Trockenheit lockt die Wespen an
Wespen, Hummeln, Hornissen — Harry Abraham vom Naturschutzbund berät telefonisch und siedelt im Notfall um.
Willich. Beim Grillen oder dem Verzehr von Süßspeisen im Freien sind sie derzeit besonders lästig — Wespen. Das ist nicht nur eine Empfindung. Die Insekten zieht es momentan bei ihrer Suche nach Wasser in bewohntes Gebiet, denn die natürlichen Wasserstellen sind größtenteils ausgetrocknet. „Die Flüssigkeitsaufnahme über Pflanzen reicht nicht mehr aus“, erklärt Harry Abraham, Willicher Wespen-Experte und Mitglied des Naturschutzbundes Krefeld/Viersen. Die Wespen bräuchten Wasser zur eigenen Versorgung, Kühlung ihres Nestes und zur Fütterung ihrer Larven. Die Trockenheit, hohe Temperaturen und die vermehrten Begegnungen zwischen Insekten und Menschen hängen daher zusammen.

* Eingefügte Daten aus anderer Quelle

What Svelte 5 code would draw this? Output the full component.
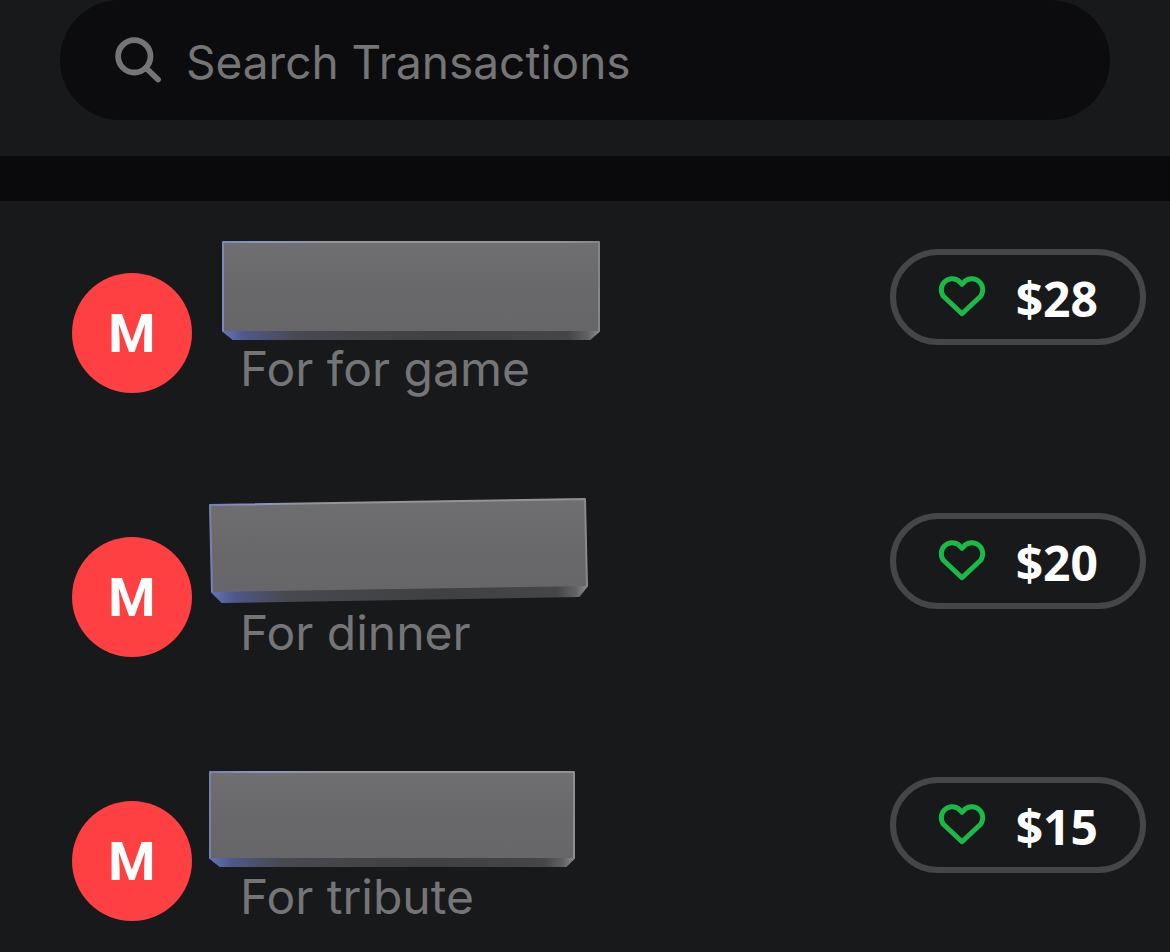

Wichtig: Wespen sind nicht aggressiv und haben kein Interesse daran, den Menschen zu stechen, solange sie sich nicht bedroht fühlen. Genau das ruft man aber hervor, wenn man hektisch nach ihnen schlägt.
Harry Abraham hilft, wo er kann. Der erste Schritt sei die telefonische Beratung: „Ich nehme mir Zeit und erkläre den Leuten alles in Ruhe. Ich möchte das Umweltbewusstsein der Leute stärken. Gerade in Zeiten von Insektensterben“, sagt der Willicher Naturschützer. Zunächst benötigt der Experte Informationen: Das Aussehen der Insekten, die Örtlichkeit des Nestes und der Flugverkehr der Tiere sind zu klären. Anhand dessen kann er die Wespenart bestimmen: „In den meisten Fällen geht es um die Deutsche oder die Gemeine Wespe“, führt Abraham aus. Diese beiden Arten würden menschlichen Kontakt nicht scheuen. Vor allem dann nicht, wenn sie Wasser und tierisches Eiweiß für ihren Nachwuchs suchen. Daher stehe die Grillwurst bei Wespen hoch im Kurs. Ziel der Telefonberatung sei „das Nest an Ort und Stelle belassen“, so Abraham.
„Umsiedlungen von Wespen sind möglich, aber teuer und aufwendig. Daher macht es kaum keiner“, konstatiert der Insekten-Fachmann. Für die Umsiedlung müsse das Nest möglichst ohne große Beschädigungen geborgen und in sogenannte Umsiedlungskästen montiert werden. Die Kästen werden anschließend im Wald aufgehängt.
„Manche schneiden einfach das Nest ab und stecken es in eine Plastiktüte“, berichtet Abraham. Das sei gut gemeint, aber nicht gut gemacht. Nistkästen stelle er zur Verfügung: „Ein Kasten ist für den Rest der Saison belegt“, merkt Abraham an. In der Anschaffung würden diese Kästen bis zu 100 Euro kosten. Grundvoraussetzung für die Umsiedlung ist eine leichte Zugänglichkeit zum Nest. Je nach Aufwand und Größe des Nestes gibt Abraham auf seiner Webseite Kosten in Höhe von 30 bis 250 Euro an.
„Für den Kammerjäger sind es nur fünf Minuten Arbeit, aber der eigene Lebensraum wird kontaminiert“, gibt Abraham zu bedenken. Die Schädlingsbekämpfer würden Nervengift in die Einflugöffnungen schießen. Das Gift könne durch den Wind weggetragen werden und sei „bis zu einem halben Jahr nachweisbar“. Nisten die Insekten in Jalousiekästen, könne das Gift auch ins Haus gelangen und für Menschen gesundheitsgefährdend sein. Der Wespen-Schützer rät daher zu „passiven Maßnahmen“ wie Fliegengitter. In den meisten Fällen sei ein Aussitzen sinnvoll: „Wespen-Nester bestehen maximal für sechs Monate und werden vom Volk nur einmal genutzt“, klärt Abraham auf.
„Wespen sind auch Bestäuber und wichtig für unsere Umwelt. Das wird oft vergessen“, mahnt der Naturschützer. Seine Expertise bietet Abraham auch in Fällen von Hummeln und Hornissen an.